Par ailleurs, la notion de souveraineté peut varier d'un espace géographique à l'autre. L'Europe se questionne ainsi sur l'émergence d'une troisième voie qui lui serait propre en matière de protection des données personnelles. Avec le RGPD, l'Europe a édité le standard mondial de référence en matière de protection des données. Cela est une très bonne chose. Nous appliquons les règles du RGPD aux personnes et à nos personnels dans le monde entier. Cela montre notre engagement. Cela montre également que le RGPD constitue une opportunité pour nous de gagner la confiance de nos clients, partenaires et utilisateurs.

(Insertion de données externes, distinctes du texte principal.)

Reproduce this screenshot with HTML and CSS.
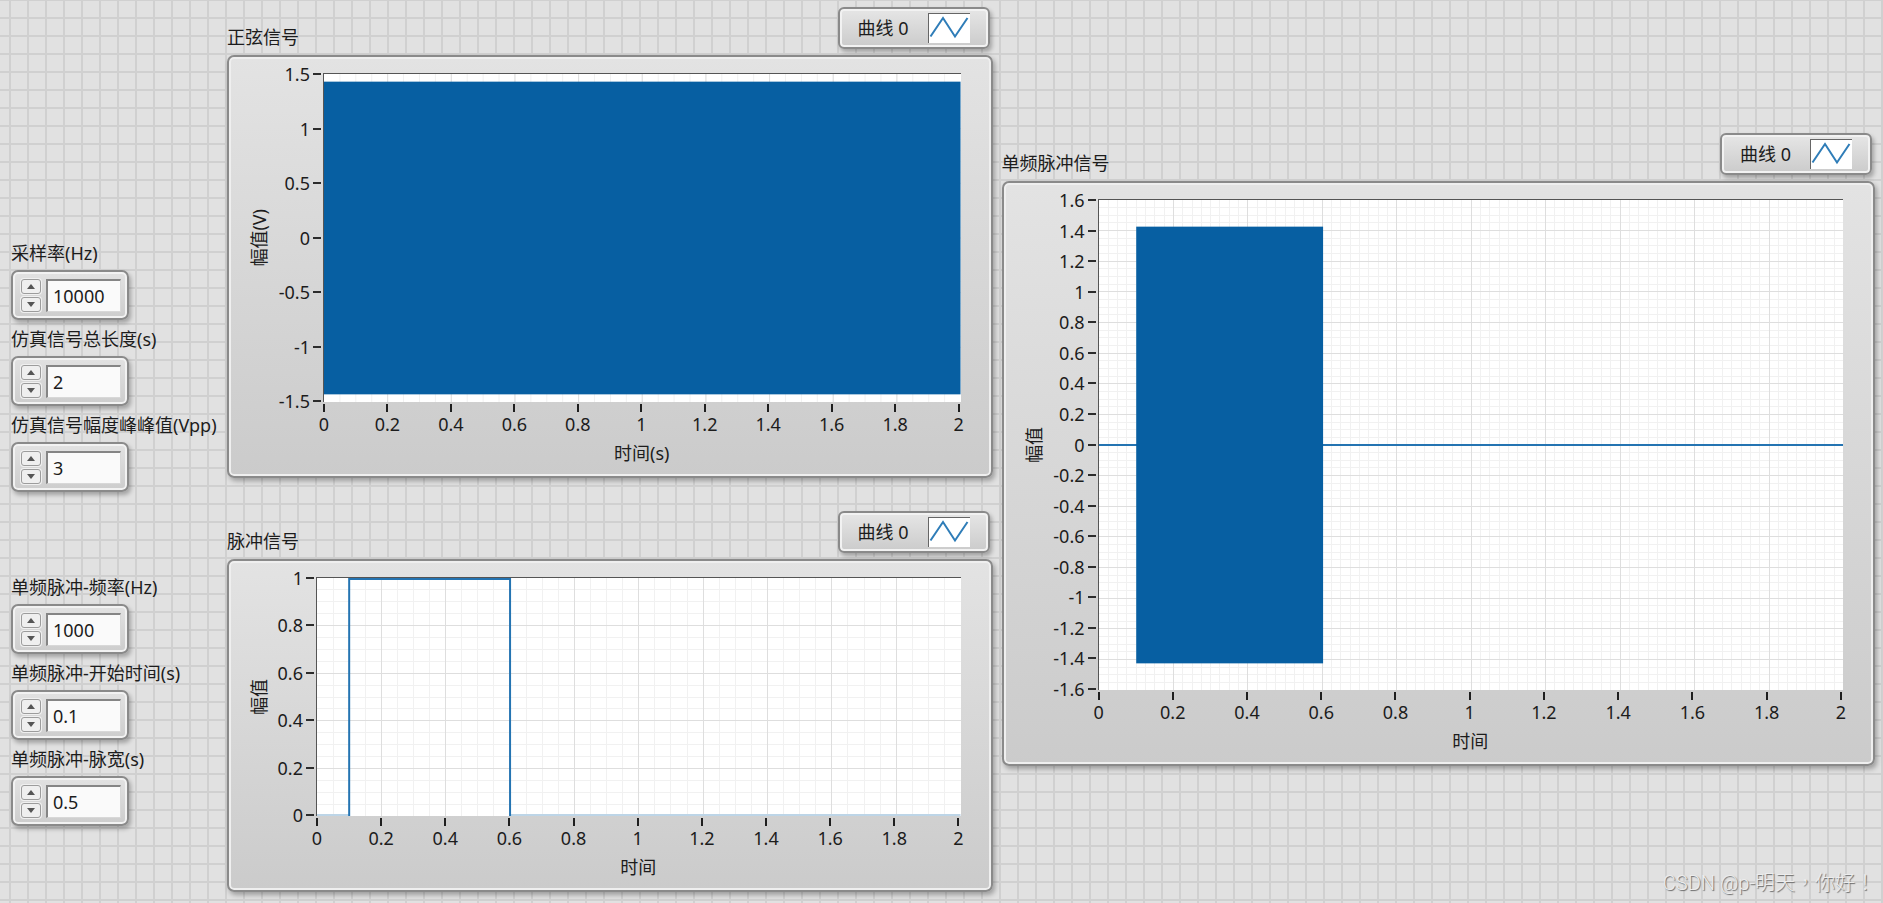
FILE: index.html
```html
<!DOCTYPE html>
<html lang="zh-CN">
<head>
<meta charset="utf-8">
<title>单频脉冲信号</title>
<link rel="stylesheet" href="styles.css">
</head>
<body>
<main class="front-panel">
  <form class="controls">
    <div class="control-group">
      <div class="control">
        <label for="rate">采样率(Hz)</label>
        <div class="numeric">
          <div class="spinner"><button type="button" class="up" aria-label="增加"></button><button type="button" class="down" aria-label="减少"></button></div>
          <input id="rate" type="text" value="10000">
        </div>
      </div>
      <div class="control">
        <label for="length">仿真信号总长度(s)</label>
        <div class="numeric">
          <div class="spinner"><button type="button" class="up" aria-label="增加"></button><button type="button" class="down" aria-label="减少"></button></div>
          <input id="length" type="text" value="2">
        </div>
      </div>
      <div class="control">
        <label for="vpp">仿真信号幅度峰峰值(Vpp)</label>
        <div class="numeric">
          <div class="spinner"><button type="button" class="up" aria-label="增加"></button><button type="button" class="down" aria-label="减少"></button></div>
          <input id="vpp" type="text" value="3">
        </div>
      </div>
    </div>
    <div class="control-group">
      <div class="control">
        <label for="freq">单频脉冲-频率(Hz)</label>
        <div class="numeric">
          <div class="spinner"><button type="button" class="up" aria-label="增加"></button><button type="button" class="down" aria-label="减少"></button></div>
          <input id="freq" type="text" value="1000">
        </div>
      </div>
      <div class="control">
        <label for="start">单频脉冲-开始时间(s)</label>
        <div class="numeric">
          <div class="spinner"><button type="button" class="up" aria-label="增加"></button><button type="button" class="down" aria-label="减少"></button></div>
          <input id="start" type="text" value="0.1">
        </div>
      </div>
      <div class="control">
        <label for="width">单频脉冲-脉宽(s)</label>
        <div class="numeric">
          <div class="spinner"><button type="button" class="up" aria-label="增加"></button><button type="button" class="down" aria-label="减少"></button></div>
          <input id="width" type="text" value="0.5">
        </div>
      </div>
    </div>
  </form>

  <div class="column">
    <section class="graph graph-sine">
      <header class="graph-head">
        <h2>正弦信号</h2>
        <div class="legend"><span>曲线 0</span><svg class="legend-line" viewBox="0 0 41 29" aria-hidden="true"><path d="M1.500 22.500L14 4L26 22.500L38.500 4"/></svg></div>
      </header>
      <div class="chart">
        <div class="y-title"><span>幅值(V)</span></div>
        <div class="y-axis"><span>1.5</span><span>1</span><span>0.5</span><span>0</span><span>-0.5</span><span>-1</span><span>-1.5</span></div>
        <div class="plot">
          <svg viewBox="0 0 2000 3000" preserveAspectRatio="none" data-x-minor="50" data-x-major="200" data-y-minor="100" data-y-major="500">
            <rect class="burst" x="0" y="70" width="2000" height="2860"/>
          </svg>
        </div>
        <div class="x-axis"><span>0</span><span>0.2</span><span>0.4</span><span>0.6</span><span>0.8</span><span>1</span><span>1.2</span><span>1.4</span><span>1.6</span><span>1.8</span><span>2</span></div>
        <div class="x-title">时间(s)</div>
      </div>
    </section>

    <section class="graph graph-pulse">
      <header class="graph-head">
        <h2>脉冲信号</h2>
        <div class="legend"><span>曲线 0</span><svg class="legend-line" viewBox="0 0 41 29" aria-hidden="true"><path d="M1.500 22.500L14 4L26 22.500L38.500 4"/></svg></div>
      </header>
      <div class="chart">
        <div class="y-title"><span>幅值</span></div>
        <div class="y-axis"><span>1</span><span>0.8</span><span>0.6</span><span>0.4</span><span>0.2</span><span>0</span></div>
        <div class="plot">
          <svg viewBox="0 0 2000 1000" preserveAspectRatio="none" data-x-minor="50" data-x-major="200" data-y-minor="50" data-y-major="200">
            <path class="base" d="M0 996H100M600 996H2000"/>
            <path class="trace" d="M100 1000V4H600V1000"/>
          </svg>
        </div>
        <div class="x-axis"><span>0</span><span>0.2</span><span>0.4</span><span>0.6</span><span>0.8</span><span>1</span><span>1.2</span><span>1.4</span><span>1.6</span><span>1.8</span><span>2</span></div>
        <div class="x-title">时间</div>
      </div>
    </section>
  </div>

  <div class="column column-result">
    <section class="graph graph-burst">
      <header class="graph-head">
        <h2>单频脉冲信号</h2>
        <div class="legend"><span>曲线 0</span><svg class="legend-line" viewBox="0 0 41 29" aria-hidden="true"><path d="M1.500 22.500L14 4L26 22.500L38.500 4"/></svg></div>
      </header>
      <div class="chart">
        <div class="y-title"><span>幅值</span></div>
        <div class="y-axis"><span>1.6</span><span>1.4</span><span>1.2</span><span>1</span><span>0.8</span><span>0.6</span><span>0.4</span><span>0.2</span><span>0</span><span>-0.2</span><span>-0.4</span><span>-0.6</span><span>-0.8</span><span>-1</span><span>-1.2</span><span>-1.4</span><span>-1.6</span></div>
        <div class="plot">
          <svg viewBox="0 0 2000 3200" preserveAspectRatio="none" data-x-minor="25" data-x-major="200" data-y-minor="50" data-y-major="200">
            <path class="trace" d="M0 1600H2000"/>
            <rect class="burst" x="100" y="174" width="502" height="2852"/>
          </svg>
        </div>
        <div class="x-axis"><span>0</span><span>0.2</span><span>0.4</span><span>0.6</span><span>0.8</span><span>1</span><span>1.2</span><span>1.4</span><span>1.6</span><span>1.8</span><span>2</span></div>
        <div class="x-title">时间</div>
      </div>
    </section>
  </div>
</main>
<footer class="signature" lang="zh-TW">CSDN @p-明天，你好！</footer>
<script src="grid.js"></script>
</body>
</html>
```
FILE: styles.css
```css
* {
  box-sizing: border-box;
}

body {
  margin: 0;
  min-height: 100vh;
  color: #1c1c1c;
  font-family: "Noto Sans", "Noto Sans CJK SC", sans-serif;
  font-size: 18px;
  line-height: 24px;
  background-color: #e1e1e1;
  background-image:
    linear-gradient(90deg, #d0d0d0 2px, transparent 2px),
    linear-gradient(#d0d0d0 2px, transparent 2px);
  background-size: 18px 18px;
  background-position: 9px 17px;
}

.front-panel {
  display: grid;
  grid-template-columns: 207px minmax(0, 766fr) minmax(0, 874fr);
  column-gap: 9px;
  padding: 0 8px 0 11px;
}

/* Numeric controls */

.controls {
  display: flex;
  flex-direction: column;
  gap: 83px;
  padding-top: 241px;
}

.control-group {
  display: flex;
  flex-direction: column;
  gap: 7px;
}

.control {
  display: flex;
  flex-direction: column;
  align-items: flex-start;
  gap: 5px;
}

.control label {
  white-space: nowrap;
}

.numeric {
  display: flex;
  gap: 5px;
  width: 118px;
  height: 50px;
  padding: 7px 6px 6px 8px;
  border: 2px solid #8a8a8a;
  border-radius: 7px;
  background: linear-gradient(#e2e2e2, #cdcdcd);
  box-shadow: inset 0 0 0 2px #f2f2f2, 2px 3px 4px rgba(0, 0, 0, 0.28);
}

.spinner {
  display: flex;
  flex-direction: column;
  gap: 3px;
  width: 20px;
}

.spinner button {
  display: flex;
  flex: 1;
  align-items: center;
  justify-content: center;
  padding: 0;
  border: 1px solid #9c9c9c;
  border-radius: 3px;
  background: #efefef;
  box-shadow: 0 0 0 1px #f0f0f0;
}

.spinner button::before {
  content: "";
  border: 4px solid transparent;
}

.spinner .up::before {
  border-top: 0;
  border-bottom: 5px solid #555;
}

.spinner .down::before {
  border-top: 5px solid #555;
  border-bottom: 0;
}

.numeric input {
  flex: 1;
  min-width: 0;
  padding: 0 5px;
  border: 1px solid #d8d8d8;
  border-top: 2px solid #858585;
  border-left: 2px solid #858585;
  background: #fafafa;
  color: inherit;
  font: inherit;
}

/* Graphs */

.column {
  display: flex;
  flex-direction: column;
  gap: 33px;
  padding-top: 7px;
}

.column-result {
  padding-top: 133px;
}

.graph {
  display: flex;
  flex-direction: column;
  gap: 6px;
}

.graph-head {
  display: flex;
  align-items: flex-end;
  justify-content: space-between;
  padding-right: 3px;
}

.graph-head h2 {
  margin: 0;
  font-size: 18px;
  font-weight: 400;
}

.legend {
  display: flex;
  align-items: center;
  justify-content: space-between;
  width: 152px;
  height: 42px;
  padding: 0 18px 1px 18px;
  border: 2px solid #8a8a8a;
  border-radius: 6px;
  background: linear-gradient(#e6e6e6, #cbcbcb);
  box-shadow: inset 0 0 0 2px #f2f2f2, 2px 3px 4px rgba(0, 0, 0, 0.28);
}

.legend-line {
  width: 42px;
  height: 30px;
  border-top: 1px solid #666;
  border-left: 1px solid #666;
  background: #fff;
}

.legend-line path {
  fill: none;
  stroke: #2f7db8;
  stroke-width: 2;
}

.chart {
  display: grid;
  grid-template-columns: 24px 52px minmax(0, 1fr);
  grid-template-rows: auto 39px 24px;
  padding: 16px 30px 11px 18px;
  border: 2px solid #8a8a8a;
  border-radius: 7px;
  background: linear-gradient(#e3e3e3, #cbcbcb);
  box-shadow: inset 0 0 0 2px #efefef, 2px 3px 5px rgba(0, 0, 0, 0.3);
}

.graph-pulse .chart {
  grid-template-columns: 24px 45px minmax(0, 1fr);
}

.y-title {
  display: flex;
  align-items: center;
  justify-content: center;
}

.y-title span {
  writing-mode: vertical-rl;
  text-orientation: sideways;
  transform: rotate(180deg);
  white-space: nowrap;
}

.y-axis {
  display: flex;
  flex-direction: column;
  justify-content: space-between;
  padding: 1px 2px 1px 0;
}

.y-axis span {
  display: flex;
  align-items: center;
  justify-content: flex-end;
  gap: 3px;
  height: 0;
}

.y-axis span::after {
  content: "";
  width: 8px;
  height: 2px;
  background: #2c2c2c;
}

.plot {
  height: 329px;
  border-top: 1px solid #555;
  border-left: 1px solid #555;
  background: #fff;
}

.graph-pulse .plot {
  height: 239px;
}

.graph-burst .plot {
  height: 491px;
}

.plot svg {
  display: block;
  width: 100%;
  height: 100%;
}

.plot path {
  fill: none;
  vector-effect: non-scaling-stroke;
}

.grid-minor {
  stroke: #f1f1f1;
  stroke-width: 1px;
  shape-rendering: crispEdges;
}

.grid-major {
  stroke: #dedede;
  stroke-width: 1px;
  shape-rendering: crispEdges;
}

.trace {
  stroke: #2474b2;
  stroke-width: 2px;
}

.base {
  stroke: #bdd5e7;
  stroke-width: 2px;
}

.burst {
  fill: #075fa2;
}

.x-axis {
  grid-column: 3;
  display: flex;
  justify-content: space-between;
  padding: 2px 2px 0 1px;
}

.x-axis span {
  display: flex;
  flex-direction: column;
  align-items: center;
  width: 0;
}

.x-axis span::before {
  content: "";
  width: 2px;
  height: 8px;
  background: #1f1f1f;
}

.x-title {
  grid-column: 3;
  text-align: center;
}

.signature {
  position: absolute;
  right: 8px;
  bottom: 8px;
  color: #ededed;
  font-family: Roboto, "Noto Sans CJK TC", sans-serif;
  font-size: 20px;
  font-weight: 300;
  text-shadow: 1px 1px 1px #666;
}
```
FILE: grid.js
```js
// Adds the minor and major grid lines behind each trace, in the plot's own units.
function gridPath(width, height, stepX, stepY, className) {
  const path = document.createElementNS("http://www.w3.org/2000/svg", "path");
  let d = "";
  for (let x = stepX; x < width; x += stepX) d += `M${x} 0V${height}`;
  for (let y = stepY; y < height; y += stepY) d += `M0 ${y}H${width}`;
  path.setAttribute("d", d);
  path.setAttribute("class", className);
  return path;
}

document.querySelectorAll(".plot svg").forEach((svg) => {
  const { width, height } = svg.viewBox.baseVal;
  const { xMinor, xMajor, yMinor, yMajor } = svg.dataset;
  svg.prepend(
    gridPath(width, height, +xMinor, +yMinor, "grid-minor"),
    gridPath(width, height, +xMajor, +yMajor, "grid-major")
  );
});
```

Compte tenu de la jurisprudence européenne récente, comme l'arrêt Schrems II qui a mis fin au privacy shield, nous avons annoncé, il y a quinze jours, mettre en œuvre une frontière européenne des données. Cela permettra à nos clients européens, conformément aux annonces faites par le commissaire européen, M. Thierry Breton, de traiter et de stocker leurs données en Europe, mais aussi d'en assurer le support à partir des territoires européens – cela est tout à fait nouveau – et donc, si ces clients le souhaitent, d'empêcher tout transfert de données en dehors du territoire européen. Je précise que ce projet ne traite pas de la question de l'extraterritorialité du droit, et notamment du droit américain en Europe. À ce sujet en revanche, nous avons aujourd'hui franchi un nouveau cap sous la forme du partenariat proposé par Orange et Capgemini, qui consiste en la création d'un cloud de confiance qui permettra l'immunité aux lois extraterritoriales, d'où qu'elles proviennent.